Profiling
Profiling of generated Rust code
The runrust
script has a --flamegraph
flag for generating flamegraphs of
the execution time. This gives an overview of the execution time broken down by vertices of the
call graph. While this does not perfectly reflect the number of IR gates
generated by particular functions, it shows where the execution time goes.
This setup has been tested on Ubuntu only (setup instructions below).
Usage
With appropriate setup the usage should be as simple as:
$ ./runrust --flamegraph \
docs/M27-electric-vehicle/ev-inf-mod.zksc \
docs/M27-electric-vehicle/pentagon_inputs/public.json \
docs/M27-electric-vehicle/pentagon_inputs/{instance,witness}_darpa_pentagon.json \
-c docs/M27-electric-vehicle/ev-inf-mod.ccc -o opublic > /dev/null
This call generates file src/Rust/flamegraph.svg
that can be viewed with all
modern browsers. Under linux, profile data are gathered with perf
and the data
are written to src/Rust/perf.data
.
This file can be further transformed and used by other tools like
Firefox profiler. Make sure to have rustfilt
installed. The following line also shortens generated functions names to strip
the internal crate name and unique suffix:
perf script -i src/Rust/perf.data | sed -E 's/zkscc_rust::generated::(.*)_u[[:digit:]]*/\1/g' | rustfilt > zkscc_rust.perf
The file zkscc_rust.perf
can be directly loaded into the profile log viewer.
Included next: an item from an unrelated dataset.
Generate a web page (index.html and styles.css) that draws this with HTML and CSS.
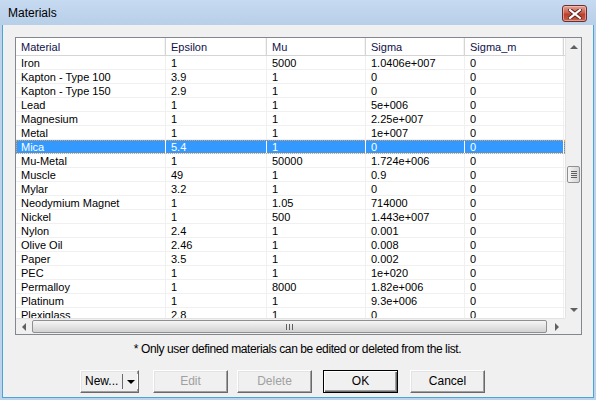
FILE: index.html
```html
<!DOCTYPE html>
<html lang="en">
<head>
  <meta charset="UTF-8">
  <title>Materials</title>
  <link rel="stylesheet" href="styles.css">
</head>
<body>
  <div class="window">
    <div class="titlebar">
      <span class="title">Materials</span>
      <div class="close">
        <svg width="14" height="10" viewBox="0 0 14 10">
          <path d="M2 1 L12 9 M12 1 L2 9" stroke="#5a2020" stroke-width="4" stroke-linecap="square"/>
          <path d="M2 1 L12 9 M12 1 L2 9" stroke="#fff" stroke-width="2.2" stroke-linecap="square"/>
        </svg>
      </div>
    </div>
    <div class="client">
      <div class="listbox">
        <div class="list">
          <div class="row head">
            <span>Material</span><span>Epsilon</span><span>Mu</span><span>Sigma</span><span>Sigma_m</span>
          </div>
          <div class="row"><span>Iron</span><span>1</span><span>5000</span><span>1.0406e+007</span><span>0</span></div>
          <div class="row"><span>Kapton - Type 100</span><span>3.9</span><span>1</span><span>0</span><span>0</span></div>
          <div class="row"><span>Kapton - Type 150</span><span>2.9</span><span>1</span><span>0</span><span>0</span></div>
          <div class="row"><span>Lead</span><span>1</span><span>1</span><span>5e+006</span><span>0</span></div>
          <div class="row"><span>Magnesium</span><span>1</span><span>1</span><span>2.25e+007</span><span>0</span></div>
          <div class="row"><span>Metal</span><span>1</span><span>1</span><span>1e+007</span><span>0</span></div>
          <div class="row selected"><span>Mica</span><span>5.4</span><span>1</span><span>0</span><span>0</span></div>
          <div class="row"><span>Mu-Metal</span><span>1</span><span>50000</span><span>1.724e+006</span><span>0</span></div>
          <div class="row"><span>Muscle</span><span>49</span><span>1</span><span>0.9</span><span>0</span></div>
          <div class="row"><span>Mylar</span><span>3.2</span><span>1</span><span>0</span><span>0</span></div>
          <div class="row"><span>Neodymium Magnet</span><span>1</span><span>1.05</span><span>714000</span><span>0</span></div>
          <div class="row"><span>Nickel</span><span>1</span><span>500</span><span>1.443e+007</span><span>0</span></div>
          <div class="row"><span>Nylon</span><span>2.4</span><span>1</span><span>0.001</span><span>0</span></div>
          <div class="row"><span>Olive Oil</span><span>2.46</span><span>1</span><span>0.008</span><span>0</span></div>
          <div class="row"><span>Paper</span><span>3.5</span><span>1</span><span>0.002</span><span>0</span></div>
          <div class="row"><span>PEC</span><span>1</span><span>1</span><span>1e+020</span><span>0</span></div>
          <div class="row"><span>Permalloy</span><span>1</span><span>8000</span><span>1.82e+006</span><span>0</span></div>
          <div class="row"><span>Platinum</span><span>1</span><span>1</span><span>9.3e+006</span><span>0</span></div>
          <div class="row"><span>Plexiglass</span><span>2.8</span><span>1</span><span>0</span><span>0</span></div>
        </div>
        <div class="vscroll">
          <div class="sbtn"><span class="arr up"></span></div>
          <div class="vtrack"><div class="vthumb"><i></i><i></i><i></i><i></i></div></div>
          <div class="sbtn"><span class="arr down"></span></div>
        </div>
        <div class="hscroll">
          <div class="sbtn"><span class="arr left"></span></div>
          <div class="htrack"><div class="hthumb"><i></i><i></i><i></i></div></div>
          <div class="sbtn"><span class="arr right"></span></div>
        </div>
        <div class="corner"></div>
      </div>
      <p class="note">* Only user defined materials can be edited or deleted from the list.</p>
      <div class="buttons">
        <div class="btn split"><span class="lbl">New...</span><span class="drop"><span class="tri"></span></span></div>
        <div class="btn disabled b-edit">Edit</div>
        <div class="btn disabled b-delete">Delete</div>
        <div class="btn default b-ok">OK</div>
        <div class="btn b-cancel">Cancel</div>
      </div>
    </div>
  </div>
</body>
</html>
```

FILE: styles.css
```css
* {
  margin: 0;
  padding: 0;
  box-sizing: border-box;
}
body {
  font-family: "Liberation Sans", Arial, sans-serif;
  background: #fff;
}
.window {
  width: 596px;
  height: 400px;
  background: #bcd3ec;
  padding: 0 2px 2px 2px;
  display: flex;
  flex-direction: column;
}
.titlebar {
  height: 25px;
  display: flex;
  align-items: flex-start;
  justify-content: space-between;
  background: linear-gradient(#c6daf0, #b8cfe9);
  margin: 0 -2px;
  padding: 0 9px 0 8px;
}
.title {
  font-size: 12px;
  line-height: 13px;
  margin-top: 7px;
  color: #000;
}
.close {
  width: 25px;
  height: 17px;
  margin-top: 5px;
  border: 1px solid #6b2d2d;
  border-radius: 3px;
  background: linear-gradient(#e3a396, #cc5f4c 45%, #b8402c 55%, #c8604a);
  box-shadow: inset 0 0 0 1px rgba(255, 220, 210, 0.5);
  display: flex;
  align-items: center;
  justify-content: center;
}
.client {
  flex: 1;
  background: #f0f0f0;
  border: 1px solid #4ba3d6;
  border-top: none;
  padding: 12px 11px 0 12px;
}
.listbox {
  width: 567px;
  height: 298px;
  border: 1px solid #828790;
  background: #fff;
  display: grid;
  grid-template-columns: 549px 16px;
  grid-template-rows: 280px 16px;
}
.list {
  overflow: hidden;
  font-size: 11px;
  color: #000;
}
.row {
  display: grid;
  grid-template-columns: 150px 101px 99px 99px 99px;
  height: 14px;
  line-height: 13px;
  border-bottom: 1px solid #f0f0f0;
}
.row span {
  padding: 1px 0 0 5px;
  border-right: 1px solid #f0f0f0;
  white-space: nowrap;
  overflow: hidden;
}
.row.head {
  height: 18px;
  line-height: 16px;
  border-bottom: 1px solid #d5d5d5;
  background: #fff;
  color: #10104a;
}
.row.head span {
  border-right: 1px solid #d5d5d5;
  box-shadow: inset -1px 0 0 #f4f4f4;
}
.row.selected {
  background: #3399ff;
  color: #fff;
  outline: 1px dotted #f0a040;
  outline-offset: -1px;
}
.row.selected span {
  border-right-color: #fff;
}
.vscroll {
  grid-row: 1;
  grid-column: 2;
  display: flex;
  flex-direction: column;
  background: #f0f0f0;
  border-left: 1px solid #e3e3e3;
}
.hscroll {
  grid-row: 2;
  grid-column: 1;
  display: flex;
  background: #f0f0f0;
  border-top: 1px solid #e3e3e3;
}
.corner {
  background: #f0f0f0;
}
.sbtn {
  width: 16px;
  height: 17px;
  flex: none;
  display: flex;
  align-items: center;
  justify-content: center;
}
.hscroll .sbtn {
  height: 15px;
}
.vtrack {
  flex: 1;
  padding-top: 111px;
  display: flex;
  justify-content: center;
}
.vthumb {
  width: 13px;
  height: 17px;
  border: 1px solid #8e8f8f;
  border-radius: 2px;
  background: linear-gradient(90deg, #f6f6f6, #e4e4e4 50%, #d6d6d6);
  display: flex;
  flex-direction: column;
  align-items: center;
  justify-content: center;
  gap: 1px;
}
.vthumb i {
  width: 6px;
  height: 1px;
  background: #5f5f5f;
}
.htrack {
  flex: 1;
  display: flex;
  align-items: center;
  padding-right: 2px;
}
.hthumb {
  flex: 1;
  height: 13px;
  border: 1px solid #8e8f8f;
  border-radius: 2px;
  background: linear-gradient(#f6f6f6, #e4e4e4 50%, #d2d2d2);
  display: flex;
  align-items: center;
  justify-content: center;
  gap: 2px;
}
.hthumb i {
  width: 1px;
  height: 6px;
  background: #5f5f5f;
}
.arr {
  width: 0;
  height: 0;
  border: 4px solid transparent;
}
.arr.up {
  border-bottom: 4px solid #606060;
  border-top-width: 0;
}
.arr.down {
  border-top: 4px solid #606060;
  border-bottom-width: 0;
}
.arr.left {
  border-right: 4px solid #606060;
  border-left-width: 0;
}
.arr.right {
  border-left: 4px solid #606060;
  border-right-width: 0;
}
.note {
  font-size: 12px;
  text-align: center;
  margin-top: 6px;
  height: 16px;
  line-height: 16px;
  padding-right: 2px;
  letter-spacing: -0.4px;
}
.buttons {
  display: flex;
  margin-top: 13px;
  padding-left: 65px;
}
.btn {
  width: 75px;
  height: 23px;
  font-size: 12px;
  line-height: 21px;
  text-align: center;
  background: #f0f0f0;
  border: 1px solid;
  border-color: #fff #696969 #696969 #fff;
  box-shadow: inset -1px -1px 0 #a0a0a0, inset 1px 1px 0 #e3e3e3;
  color: #000;
}
.btn.disabled {
  color: #a0a0a0;
}
.btn.default {
  border: 1px solid #000;
  box-shadow: inset 1px 1px 0 #fff, inset -1px -1px 0 #696969, inset -2px -2px 0 #a0a0a0;
}
.split {
  width: 59px;
  display: flex;
  text-align: left;
}
.split .lbl {
  width: 41px;
  padding-left: 4px;
}
.split .drop {
  flex: 1;
  border-left: 1px solid #696969;
  box-shadow: -1px 0 0 #fff inset;
  margin: 3px 0;
  display: flex;
  align-items: center;
  justify-content: center;
}
.split .tri {
  width: 0;
  height: 0;
  border: 4px solid transparent;
  border-top: 4px solid #000;
  border-bottom-width: 0;
}
.b-edit {
  margin-left: 14px;
}
.b-delete {
  margin-left: 9px;
}
.b-ok {
  margin-left: 11px;
}
.b-cancel {
  margin-left: 12px;
}
```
Installing dependencies (Ubuntu)
Install perf
and other possible dependencies. Also modify the
kernel.perf_event_paranoid
setting to make sure that perf
does not have to
be run as root:
sudo apt install linux-tools-common linux-tools-generic linux-tools-`uname -r`
sudo sysctl -w kernel.kptr_restrict=0
sudo sysctl -w kernel.perf_event_paranoid=-1
To make these changes persist reboots, add a file /etc/sysctl.d/50-perf.conf
with the following contents:
kernel.kptr_restrict=0
kernel.perf_event_paranoid=-1
Make sure that cargo install directory (usually ~/.cargo/bin
) is found in $PATH
. Install cargo-flamegraph as user:
cargo install flamegraph
Installing rustfilt
is not necessary but it will help demangle function names
to a more readable form:
cargo install rustfilt
Troubleshooting
It's so slow!
The overhead should be less than twice in time.
The issue might be that perf
shipped with Ubuntu can be very slow. The solution is to install perf
shipped with kernel that is linked against libbfd. We start by installing various dependencies that might be used by perf
:
sudo apt install \
flex \
bison \
libelf-dev \
libaudit-dev \
libdw-dev \
libunwind-dev \
python2-dev \
binutils-dev \
libnuma-dev \
libgtk2.0-dev \
libbfd-dev \
libelf1 \
libperl-dev \
libnuma-dev \
libslang2 libslang2-dev \
libunwind8 libunwind8-dev \
binutils-multiarch-dev \
elfutils \
libiberty-dev
The following commands to install perf
to ~/.local/bin
is for my particular kernel version; substitute your own.
sudo apt install linux-source
cd <some working directory>
cp /usr/src/linux-source-5.15.0/linux-source-5.15.0.tar.bz2 .
tar xvfj linux-source-5.15.0.tar.bz2
cd linux-source-5.15.0/tools/perf
make prefix=$HOME/.local install-bin
Profiling the frontend Haskell code
The simplest way to install the ZK-SecreC compiler frontend with profiling enabled is to invoke stack with appropriate profiling flag:
$ stack install --profile
By default, this installs ZK-SecreC compiler frontend with profiling enabled to ~/.local/bin
directory. Make sure that this directory is found in PATH
environment variable.
In order to make the compiler produce profiling output, appropriate flags must be
passed to the Haskell run time system (RTS). For example, to obtain regular
profiling output we must add flag +RTS -p
to the original command line call.
After calling
$ zkscc <regular options> +RTS -p
profiling output will be written to a human readable file zkscc.prof
.
Heap profiling output is produced with flag -h
:
$ zkscc <regular options> +RTS -h
This produces a file zkscc.hp
that must be converted to .ps
format using
hp2ps
utility (should be bundled with GHC).
Much more details about profiling Haskell programs with GHC can be found in the documentation of GHC.